It was Boethius, the fifth century philosopher, that set Hungarian researchers on the trail of the Sárospatak collection. His work, The Consolations of Philosophy, was first printed in Nuremberg in 1473. A copy of this edition was the greatest treasure of the Sárospatak Reformed College until the end of WWII. In 1993, Hungarian researchers found a reference to the work in question in a Russian study, in which it was stated that the book was to be found in the library of Nizhny Novgorod. Decades-long Russian attempts to conceal the fact were in vain. It took another five years for full catalogue to be compiled.
The library was founded in 1531 and and enriched with a legacy of several thousand volumes from György Rákóczi I, the prince of Transylvania, and his wife Zsuzsanna Lorántffy in the 17th century, making it the most valuable Hungarian book collection. In 1938, 1373 books from the library's hundred-thousand-volume collection were selected to be taken to Budapest. Most of these ended up in the safe of the Pest Domestic First Savings Bank. Some of the most valuable works ended up in the vaults of the Pest Hungarian Commercial Bank.
The school's first roll, a Polish Bible from the beginning of the 15th century, and a collection of 50 gold coins were also stored there. The school roll was found dumped on a rubbish heap after the war. There is no trace of the Bible and the coins.
The 172 volumes were chosen for more secure storage because they had belonged to historical figures, and often had handwritten marginalia, according to Dénes Dienes, librarian of the Sárospatak Reformed College. Notes written by Rákóczi and his wife can be found in some of the volumes. Librarians of today do not know why only 22 of the collection's 26 incunabula (volumes printed before 1500) were taken to Budapest.
The librarians of the day could not have known that the four incunabula that stayed behind in Sárospatak would survive the war.

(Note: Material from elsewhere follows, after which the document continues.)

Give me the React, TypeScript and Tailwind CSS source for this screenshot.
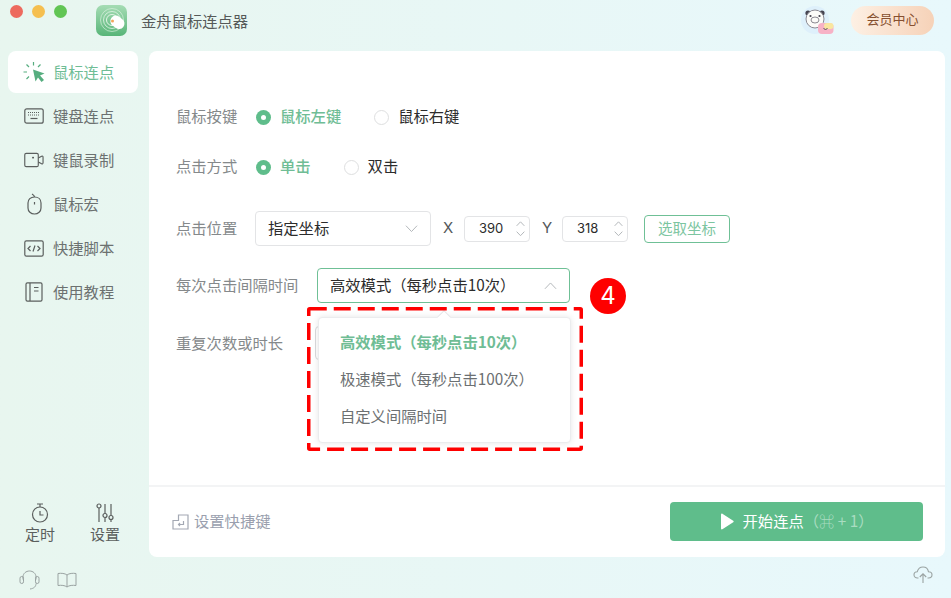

According to legend, Yegorov, the Soviet commander who took the city, had the books placed in safekeeping. The librarian today does not believe this happened, but it is true that Yegorov visited the library, paid his respects to the books, and that nothing happened to the books thereafter. Sárospatak continues to honour the commander, however: his portrait hangs in the college next to those of the library's other benefactors.
With the help of Soviet colleagues, the Hungarian researchers had come up with a catalogue of the Sárospatak books by 1998. This was when negotiations started over their return. Russian regulations made this a slow process. Russia regarded the works as legitimate war spoils. In 1997, the Duma passed a law saying that works that had arrived in the territory of the Russian Federation "as a consequence" of the Second World War could not be returned. This position had changed by 2000.
The new regulation stated that religious and charitable organisations that "did not serve Facsism" and victims of Nazism could recover their property. Hungarians immediately made an application. When they met in February 2005, Putin and Gyurcsány reached an agreement that the books could be returned so long as a law was passed in Hungary guaranteeing the return of Russian treasures that had illegally ended up in Hungary during the war.